Her goal is to walk again, but it is too early to tell. She expects to be in hospital for up to another five months.

"I talked to the consultant and he said I would have to be more patient.

"I'm used to being a mountain climber, and this is not something you do in five minutes."

The woman prefers not to be named but wants it known how carelessness and lack of consideration by mountain bikers can have serious consequences.

She recounted to the Otago Daily Times the events of the crash on Waitangi Day weekend.

A fit and able mountain biker with a love of the outdoors, she was heading home on the Centennial Park bike track/walking track in Timaru.

"I was just tootling home ... trying to be a good considerate trail user."

She stopped to share a few words with a woman walking her dogs, then began climbing a hill.

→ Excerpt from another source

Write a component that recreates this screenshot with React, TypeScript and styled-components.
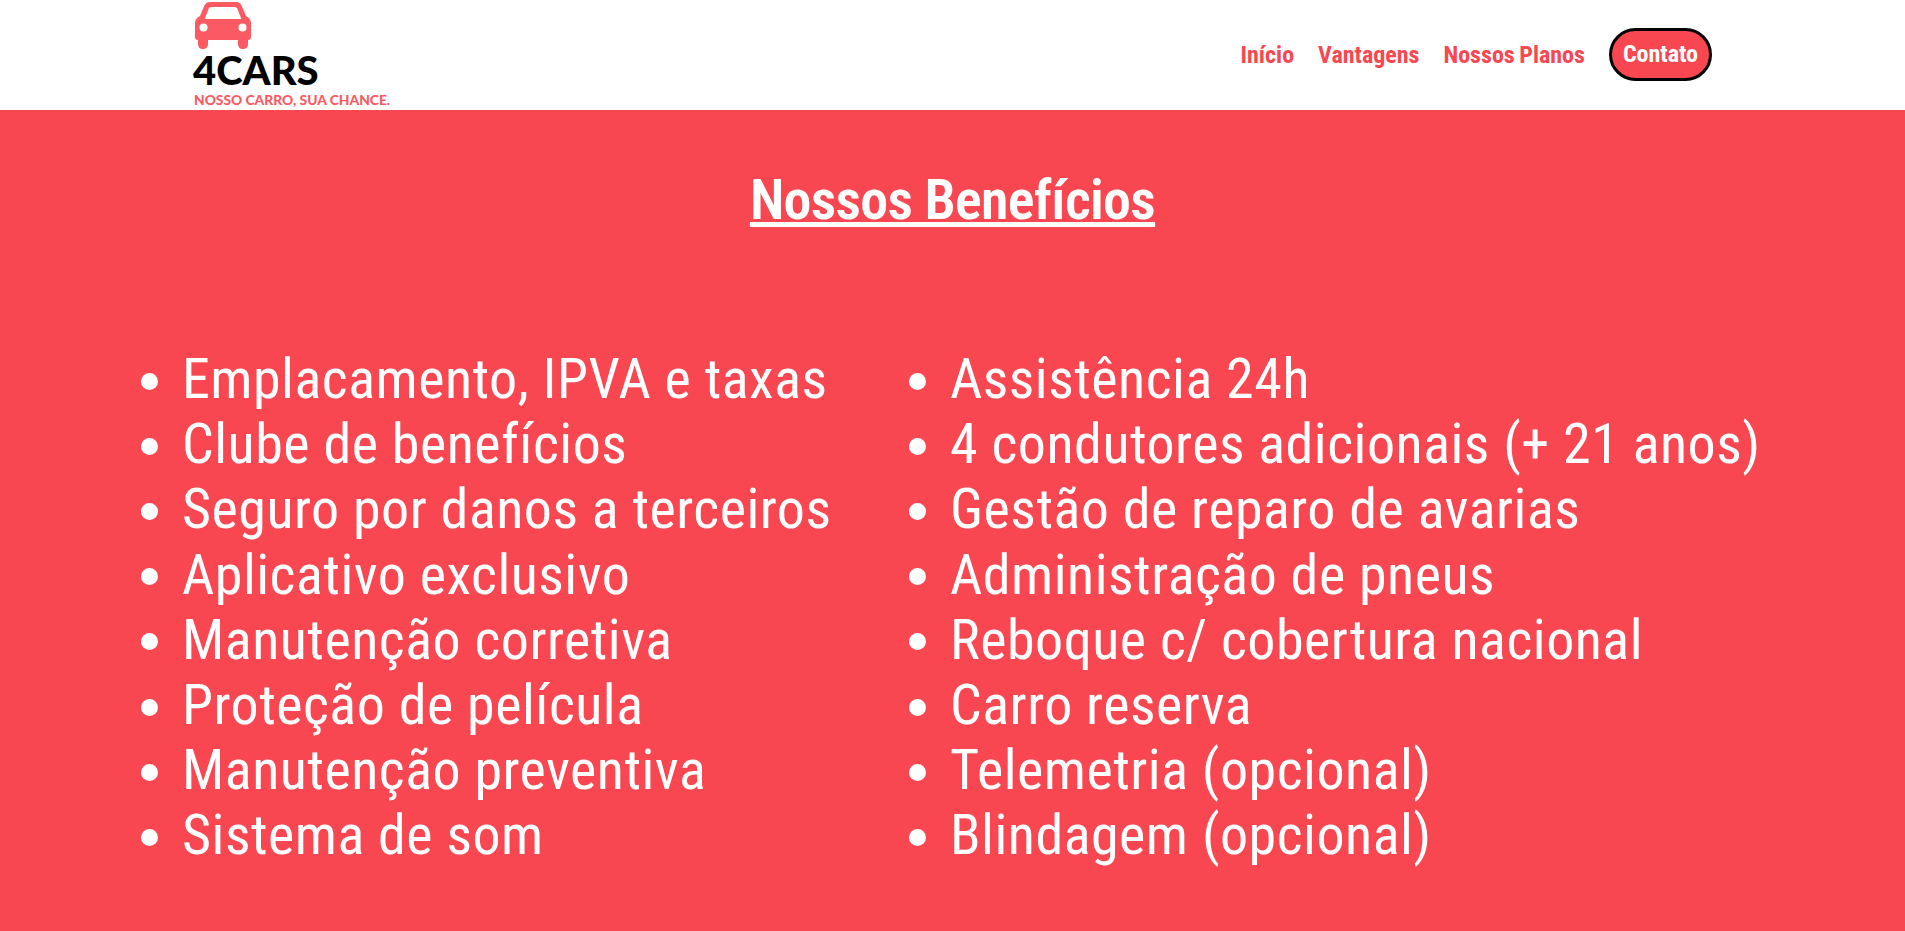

Around the corner at speed came a man on a mountain bike, who shouted something and a moment later ran into her, knocking her to the ground, breaking her nose and glasses, smashing her helmet and damaging her spinal cord.

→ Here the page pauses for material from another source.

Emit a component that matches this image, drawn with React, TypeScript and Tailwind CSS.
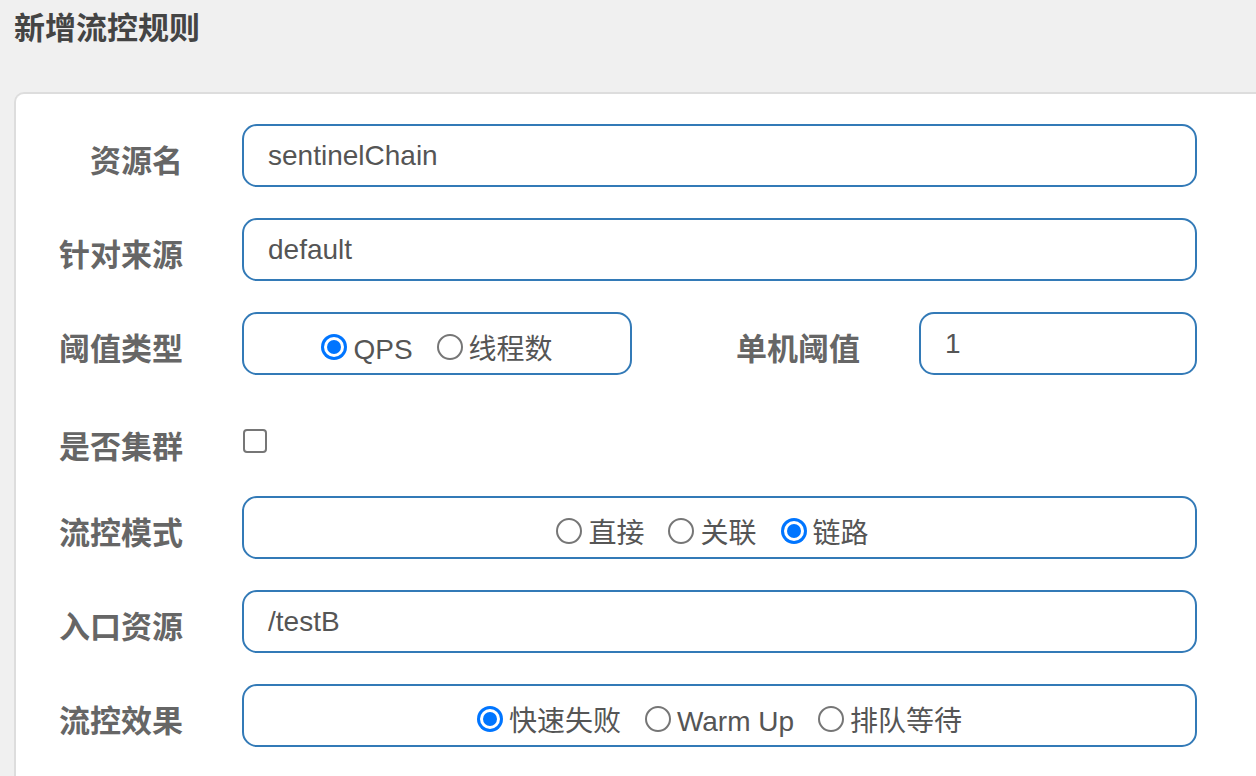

"I thought he said, 'get out of the way', but I can't remember actually; I had concussion as well.

"I definitely remember the impact, feeling him crash into me, then being on my face, down on the ground and being unable to move.

"I knew instantly that I had had a spinal injury."

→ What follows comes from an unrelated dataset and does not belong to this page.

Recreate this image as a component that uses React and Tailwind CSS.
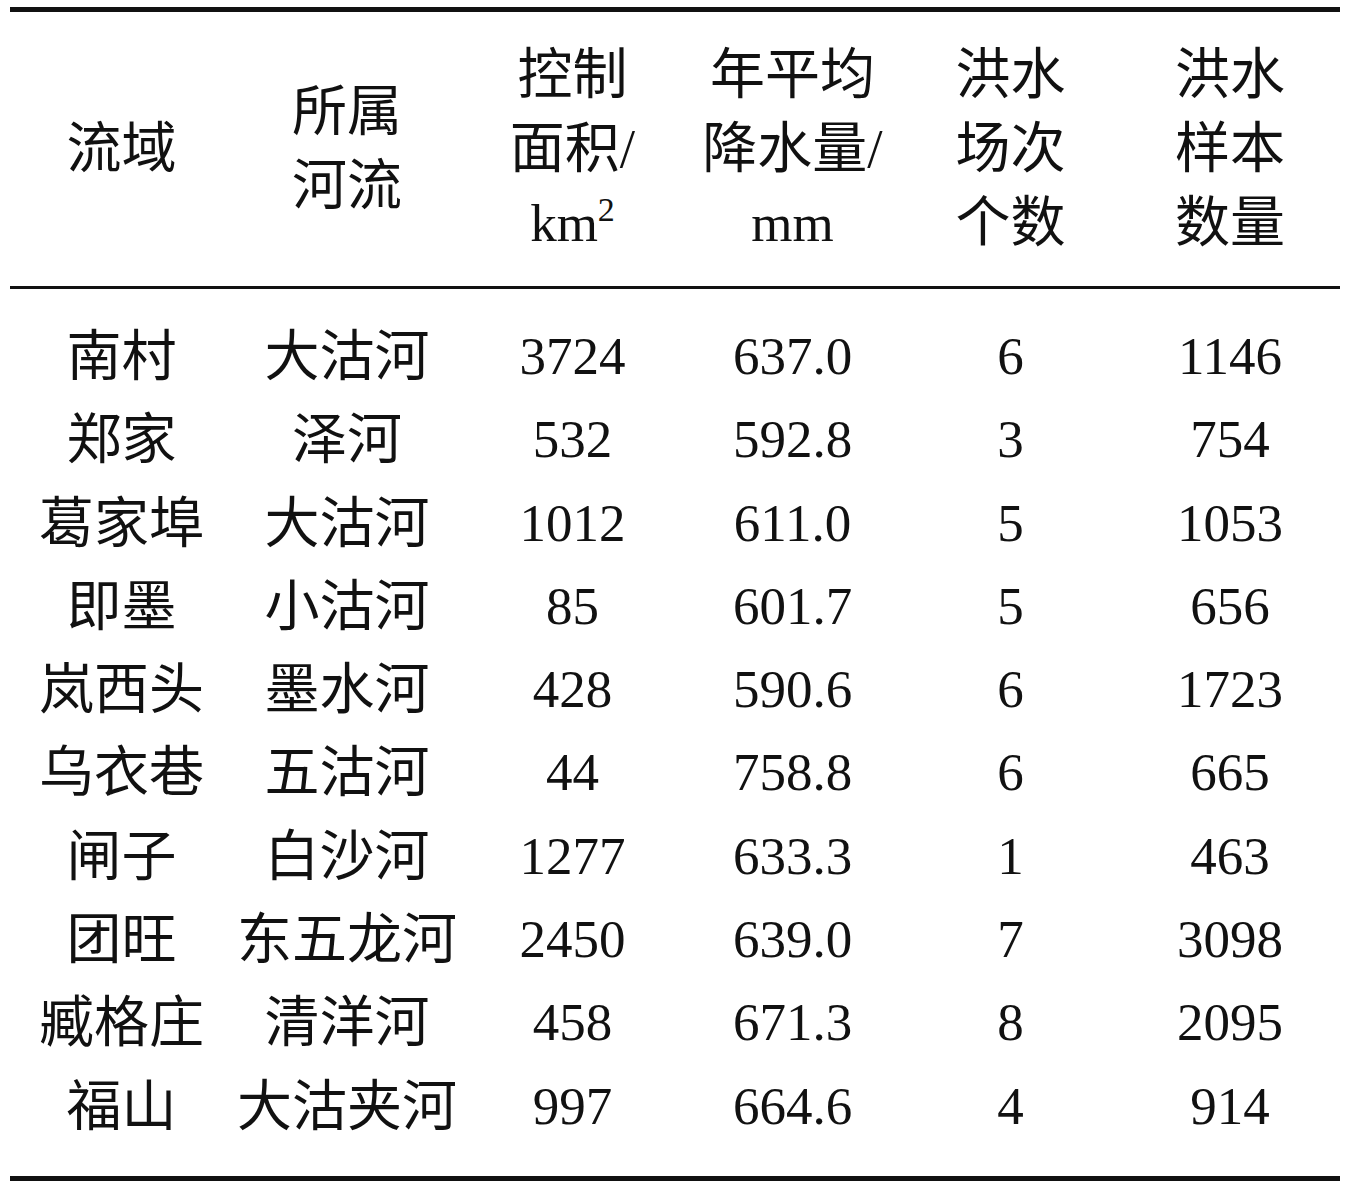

The man asked her if she could move her legs but then the woman with the dogs, who was a physiotherapist, appeared and said: "don't move, don't do anything".

The man called an ambulance, but that's the last contact the woman has had with him.

"What I want is not to expend my energy thinking about him.

"This guy will have to live with this in his life.

"I think it will be a hard thing to live with, but that's his world, not mine.

"I've got to focus on my world and getting well ..."

What she does want is for other mountain bikers to consider how their approach to riding a shared trail can bring about life-changing consequences.

"Your whole life is suddenly changed by someone being really careless.

"I'm not saying anyone goes out thinking they are going to cause an accident.

"But their carelessness means that that's what's happened.

"This has changed my life forever."

The woman was admitted to hospital 10 days before her 60th birthday. She would like her experience to influence the way other mountain bikers approach similar tracks.

"If you are using a trail labelled a multi-use trail, you have a responsibility to always ride in control and be able to stop.

"Whenever you turn a corner, and see whatever's in front of you, it's your responsibility."

A friend, Nicola Martinovich, has spoken to other mountain bikers and multisport athletes, including Commonwealth Games mountain biker Anton Cooper, and says all agree that it was common sense for both parties on a track to be considerate and respectful.

Where a track was too narrow for two bikes to pass each other in opposite directions, then it was an "unwritten rule" the person on the bike coming downhill would give way. If that meant stopping and dismounting, then that was what needed to happen.

Bike Wanaka spokesman Simon Telfer told the Otago Daily Times there were no hard and fast rules around giving way on mountain-bike tracks. It often depended on how the track was designated - there were tracks for uphill, downhill and two-way traffic.

"If it's a downhill track, you probably wouldn't expect people to be coming up it."

However, the woman says the track she was on was not designated for the exclusive use of mountain bikers and had signs saying: "Share with Care".

"This was like the Outlet Track, in Wanaka - a multi-use track where you have families and dogs and people ambling and not paying attention and you're in the situation where if you are riding a bike, you are only one of many users of that trail.

"It's your job to be in control.

"My accident was due to someone riding this trail as if they were on a dedicated mountain biking trail and going at speed rather than being prepared to stop."

The mountain bikers' code of conduct developed by the Mountain Bike Association of New Zealand starts with the words: "Respect others".

It goes on to say: "Stay in control so you can safely avoid others and keep yourself intact."

It does not, as yet, advise mountain bikers to give way if going downhill.